Why Xfinity Speed Test on Phone Looks Slow

A slow speed test on a phone does not always mean the ISP connection is bad. In many cases, the result is affected by Wi-Fi signal strength, router congestion, background apps, device settings, or the test server itself. This guide explains the most common causes, how to check whether the problem is with the phone, the home network, or the broadband line, and which fixes usually improve download, upload, and latency results.

Published 2026-07-08 Last updated 2026-07-08 Category: Guides

What a Slow Phone Speed Test Usually Means

If an Xfinity speed test looks slow on a phone, the result may reflect the Wi-Fi connection rather than the ISP line itself. Phones often connect over crowded wireless bands, move between signal levels, and run apps in the background that can affect measured download, upload, and latency.

A slow result can mean one of two things: the home broadband connection is underperforming, or the phone is not receiving that connection cleanly. The first step is to separate the device issue from the network issue before changing settings or replacing hardware.

Common Reasons the Result Is Lower Than Expected

Weak Wi-Fi signal

Weak signal strength is one of the most common causes. When the phone is far from the router, behind walls, or using 5 GHz through multiple barriers, the speed test may drop sharply even if the broadband service is healthy.

Router congestion

Too many active devices can overload the router or saturate the Wi-Fi channel. Streaming, gaming, cloud backups, and smart home devices all share the same wireless capacity, so a phone test may measure only what is left at that moment.

Background activity on the phone

Background downloads and sync can consume bandwidth during the test. App updates, photo backups, messaging sync, and system tasks may run quietly and make the phone appear slower than it really is.

Outdated phone or network settings

Old firmware, old drivers, or aggressive power settings can reduce Wi-Fi performance. Some phones also keep low-power network behavior enabled, which can limit throughput or add latency during a speed check.

Server choice or test method

The testing route matters. A browser-based test, a single-server test, or a distant test server can produce a lower number than another tool on the same phone. A result is most useful when you repeat it under the same conditions.

How to Tell Whether the Problem Is the Phone or the Network

Start by testing the phone close to the router. If the result improves a lot, the issue is likely Wi-Fi coverage rather than the ISP line. If the phone is still slow but another device in the same spot is faster, the problem is more likely specific to that phone.

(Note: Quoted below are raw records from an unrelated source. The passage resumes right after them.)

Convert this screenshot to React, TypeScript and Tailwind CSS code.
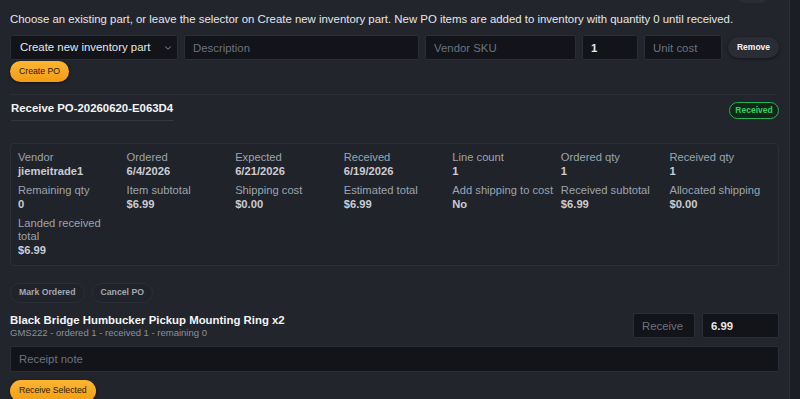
import { ChevronDown } from 'lucide-react';

const fields: { label: string; value: string }[] = [
  { label: 'Vendor', value: 'jiemeitrade1' },
  { label: 'Ordered', value: '6/4/2026' },
  { label: 'Expected', value: '6/21/2026' },
  { label: 'Received', value: '6/19/2026' },
  { label: 'Line count', value: '1' },
  { label: 'Ordered qty', value: '1' },
  { label: 'Received qty', value: '1' },
  { label: 'Remaining qty', value: '0' },
  { label: 'Item subtotal', value: '$6.99' },
  { label: 'Shipping cost', value: '$0.00' },
  { label: 'Estimated total', value: '$6.99' },
  { label: 'Add shipping to cost', value: 'No' },
  { label: 'Received subtotal', value: '$6.99' },
  { label: 'Allocated shipping', value: '$0.00' },
  { label: 'Landed received total', value: '$6.99' },
];

const inputCls =
  'h-[25px] rounded-[2px] border border-[#2b2e36] bg-[#121419] px-[8px] text-[11.4px] text-[#e5e7eb] placeholder:text-[#6b7280] outline-none';

function Pill({ children }: { children: React.ReactNode }) {
  return (
    <button className="flex h-[20px] items-center rounded-full border border-[#2c2f37] bg-[#20232a] px-[8px] text-[8.7px] font-bold text-[#a3a8b3]">
      {children}
    </button>
  );
}

function OrangeButton({ children, className = '' }: { children: React.ReactNode; className?: string }) {
  return (
    <button
      className={`flex items-center rounded-full bg-gradient-to-b from-[#fbb631] to-[#f39c12] px-[9px] text-[8.7px] font-medium text-[#2a1a00] shadow-[0_1px_3px_rgba(0,0,0,0.5)] ${className}`}
    >
      {children}
    </button>
  );
}

export default function App() {
  return (
    <div className="flex h-[399px] w-[800px] overflow-hidden bg-[#1b1e24] font-['Liberation_Sans',Arial,sans-serif]">
      <div className="w-[790px] shrink-0 border-r border-[#2e3139] bg-[#22252c] px-[10px]">
        <div className="flex justify-end">
          <div className="-mt-[19px] mr-[8px] h-[22px] w-[36px] rounded-full bg-[#2a2d35]" />
        </div>

        <p className="mt-[9px] text-[11.4px] leading-[15px] text-[#e5e7eb]">
          Choose an existing part, or leave the selector on Create new inventory part. New PO items are added to
          inventory with quantity 0 until received.
        </p>

        <div className="mt-[8px] flex gap-[6px]">
          <div className={`${inputCls} flex w-[168px] items-center justify-between pl-[9px] pr-[4px]`}>
            <span>Create new inventory part</span>
            <ChevronDown size={10} className="text-[#9ca3af]" />
          </div>
          <input className={`${inputCls} w-[235px]`} placeholder="Description" />
          <input className={`${inputCls} w-[151px]`} placeholder="Vendor SKU" />
          <input className={`${inputCls} w-[56px] font-bold`} defaultValue="1" />
          <input className={`${inputCls} w-[78px]`} placeholder="Unit cost" />
          <button className="my-[2px] h-[21px] flex-1 rounded-full bg-[#2a2d35] text-[8.5px] font-bold text-[#f3f4f6] shadow-[0_1px_3px_rgba(0,0,0,0.5)]">
            Remove
          </button>
        </div>

        <OrangeButton className="mt-[1px] h-[21px]">Create PO</OrangeButton>

        <div className="mr-[2px] mt-[12px] border-t border-[#2c2f37]" />

        <div className="mt-[6px] flex items-start justify-between">
          <h3 className="ml-[1px] border-b border-[#34373f] pb-[4px] pr-[1px] text-[11.4px] font-bold leading-[15px] text-[#f3f4f6]">
            Receive PO-20260620-E063D4
          </h3>
          <span className="mt-[1px] flex h-[17px] w-[50px] items-center justify-center rounded-full border-[1.5px] border-[#22b455] bg-[#13261a] text-[8.5px] font-bold text-[#2fd35f]">
            Received
          </span>
        </div>

        <div className="mt-[22px] rounded-[4px] border border-[#2c2f37] bg-[#20232a] pb-[8px] pl-[7px] pt-[7px]">
          <div className="grid grid-cols-7 gap-y-[6px]">
            {fields.map((f) => (
              <div key={f.label} className="pr-[4px]">
                <div className="text-[11.2px] leading-[13px] text-[#9ca3af]">{f.label}</div>
                <div className="text-[11.2px] font-bold leading-[14px] text-[#c9ccd2]">{f.value}</div>
              </div>
            ))}
          </div>
        </div>

        <div className="mt-[17px] flex gap-[7px]">
          <Pill>Mark Ordered</Pill>
          <Pill>Cancel PO</Pill>
        </div>

        <div className="mt-[10px] flex items-start justify-between">
          <div>
            <div className="text-[11.4px] font-bold leading-[14px] text-[#f3f4f6]">
              Black Bridge Humbucker Pickup Mounting Ring x2
            </div>
            <div className="text-[9.5px] leading-[11px] text-[#8b909b]">
              GMS222 - ordered 1 - received 1 - remaining 0
            </div>
          </div>
          <div className="flex gap-[7px]">
            <input className={`${inputCls} w-[62px] bg-[#1a1d23] px-[5px]`} placeholder="Receive" />
            <input className={`${inputCls} w-[77px] px-[5px] font-bold`} defaultValue="6.99" />
          </div>
        </div>

        <input className={`${inputCls} mt-[8px] h-[26px] w-full`} placeholder="Receipt note" />

        <OrangeButton className="mt-[8px] h-[22px]">Receive Selected</OrangeButton>
      </div>
      <div className="flex-1" />
    </div>
  );
}
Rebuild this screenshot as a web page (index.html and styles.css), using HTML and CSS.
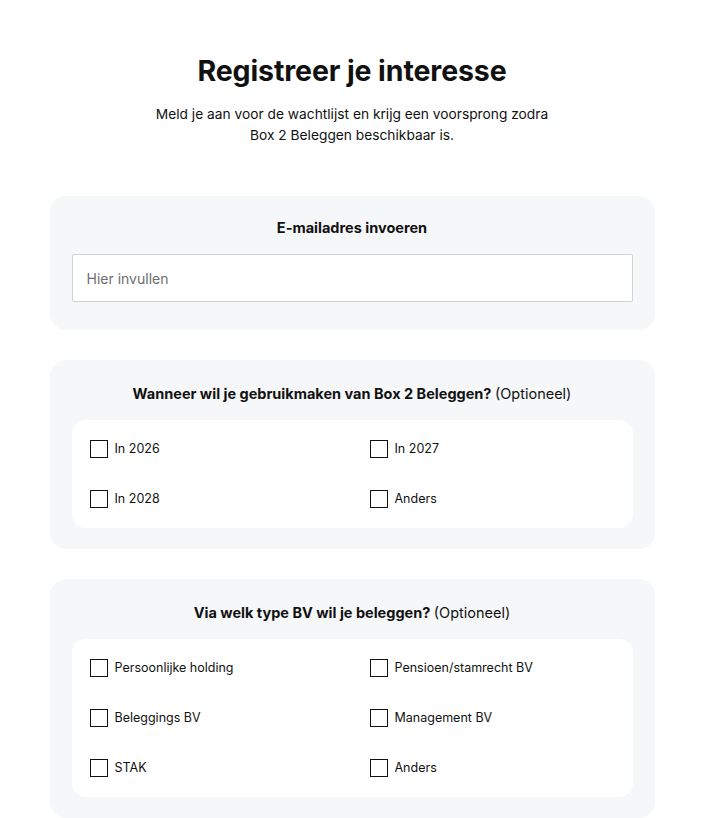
FILE: index.html
```html
<!DOCTYPE html>
<html lang="nl">
<head>
    <meta charset="UTF-8">
    <meta name="viewport" content="width=device-width, initial-scale=1.0">
    <title>Registreer je interesse</title>
    <link rel="stylesheet" href="styles.css">
</head>
<body>
    <div class="container">
        <h1>Registreer je interesse</h1>
        <p class="intro">Meld je aan voor de wachtlijst en krijg een voorsprong zodra<br>Box 2 Beleggen beschikbaar is.</p>

        <form class="signup">
            <div class="card card-email">
                <label class="card-title" for="email">E-mailadres invoeren</label>
                <input id="email" class="text-input" type="email" placeholder="Hier invullen">
            </div>

            <div class="card">
                <div class="card-title">Wanneer wil je gebruikmaken van Box 2 Beleggen? <span class="optional">(Optioneel)</span></div>
                <div class="options">
                    <label class="option"><input type="checkbox"><span class="box"></span>In 2026</label>
                    <label class="option"><input type="checkbox"><span class="box"></span>In 2027</label>
                    <label class="option"><input type="checkbox"><span class="box"></span>In 2028</label>
                    <label class="option"><input type="checkbox"><span class="box"></span>Anders</label>
                </div>
            </div>

            <div class="card">
                <div class="card-title">Via welk type BV wil je beleggen? <span class="optional">(Optioneel)</span></div>
                <div class="options">
                    <label class="option"><input type="checkbox"><span class="box"></span>Persoonlijke holding</label>
                    <label class="option"><input type="checkbox"><span class="box"></span>Pensioen/stamrecht BV</label>
                    <label class="option"><input type="checkbox"><span class="box"></span>Beleggings BV</label>
                    <label class="option"><input type="checkbox"><span class="box"></span>Management BV</label>
                    <label class="option"><input type="checkbox"><span class="box"></span>STAK</label>
                    <label class="option"><input type="checkbox"><span class="box"></span>Anders</label>
                </div>
            </div>
        </form>
    </div>
</body>
</html>
```

FILE: styles.css
```css
body {
    margin: 0;
    font-family: 'Inter', 'Liberation Sans', sans-serif;
    color: #111;
    background: #fff;
}

.container {
    width: 605px;
    margin: 0 auto;
    padding-top: 53px;
}

h1 {
    margin: 0;
    text-align: center;
    font-size: 28.5px;
    line-height: 36px;
    font-weight: 700;
    letter-spacing: -0.1px;
}

.intro {
    margin: 15px 0 0;
    text-align: center;
    font-size: 13.75px;
    line-height: 21px;
}

.signup {
    margin-top: 50px;
    display: flex;
    flex-direction: column;
    gap: 30px;
}

.card {
    background: #f6f7f9;
    border-radius: 16px;
    padding: 24px 22px 21px;
    display: flex;
    flex-direction: column;
}

.card-email {
    padding-top: 22px;
}

.card-title {
    display: block;
    text-align: center;
    font-size: 14.5px;
    line-height: 20px;
    font-weight: 700;
    margin-bottom: 16px;
}

.card-email .card-title {
    margin-bottom: 16px;
}

.optional {
    font-weight: 400;
}

.text-input {
    height: 48px;
    box-sizing: border-box;
    border: 1px solid #d2d2d2;
    border-radius: 2px;
    padding: 0 14px;
    font-family: inherit;
    font-size: 14px;
    color: #111;
    background: #fff;
    margin-bottom: 7px;
}

.text-input::placeholder {
    color: #6e6e6e;
}

.options {
    background: #fff;
    border-radius: 14px;
    padding: 20px 18px;
    display: grid;
    grid-template-columns: 1fr 1fr;
    column-gap: 35px;
    row-gap: 32px;
}

.option {
    display: flex;
    align-items: center;
    gap: 7px;
    font-size: 12.5px;
    line-height: 18px;
    cursor: pointer;
}

.option input {
    display: none;
}

.box {
    width: 18px;
    height: 18px;
    box-sizing: border-box;
    border: 1.5px solid #111;
    flex-shrink: 0;
}

.option input:checked + .box {
    background: #111;
}
```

Next, compare Wi-Fi with Ethernet if your setup supports it. A wired test on a laptop can show whether the modem or broadband service is delivering normal performance. If wired speeds are fine but the phone is slow, focus on wireless settings, placement, and interference.

You can also run a second test using a different tool such as Speedtest. Similar results across multiple tests suggest the number is real; large differences point to server selection or test conditions.

What You Can Fix on the Phone

Turn off background updates before testing. Close heavy apps, pause cloud backups, and disable any active downloads so the test measures the network more cleanly.

Reconnect to Wi-Fi by forgetting the network and joining again. This can clear stale connection state and help the phone renegotiate a better wireless link.

Check the band selection if the router offers both 2.4 GHz and 5 GHz. The 5 GHz band is often faster at short range, while 2.4 GHz can be more stable through walls. The best choice depends on distance and interference.

Update the operating system and any vendor network patches. Device updates sometimes improve Wi-Fi stability, radio behavior, and battery-related network management.

What You Can Fix on the Router or Modem

Move the router to a better location, ideally high and open, away from thick walls, metal objects, and microwave interference. Placement often matters more than users expect.

Restart the modem and router if the connection has been stable for a long time. A restart can clear temporary faults, refresh the connection, and reduce odd speed fluctuations.

Reduce wireless interference by changing Wi-Fi channels or separating crowded devices. In apartment buildings, nearby networks can compete for airtime and reduce usable speed on phones.

Check modem health if all devices are slow. A failing modem, noisy coax line, or provisioning issue can affect every device, not just the phone.

When to Contact the ISP

If wired tests are also slow, or if every device gets poor results in the same location, the problem may be outside the phone and router. In that case, contact the ISP and share the test time, device type, connection type, and test results from more than one device.

Useful evidence includes a wired speed test, a phone test near the router, and notes on whether the issue happens all day or only during peak usage. That pattern helps support a line check, modem review, or service visit.

Practical Checklist for Better Results

  • Test near the router first, then test from the usual room.
  • Pause streaming, cloud sync, and downloads during the test.
  • Repeat the test on another device to compare results.
  • Try both Wi-Fi bands if your router supports them.
  • Restart the modem and router before assuming the line is bad.
  • Use the same test app or site for consistent comparisons.

In most cases, a slow phone result is a mix of Wi-Fi conditions, device behavior, and test method rather than a single fault. Once you isolate the cause, it becomes much easier to decide whether to tune the phone, adjust the router, or ask the ISP for help.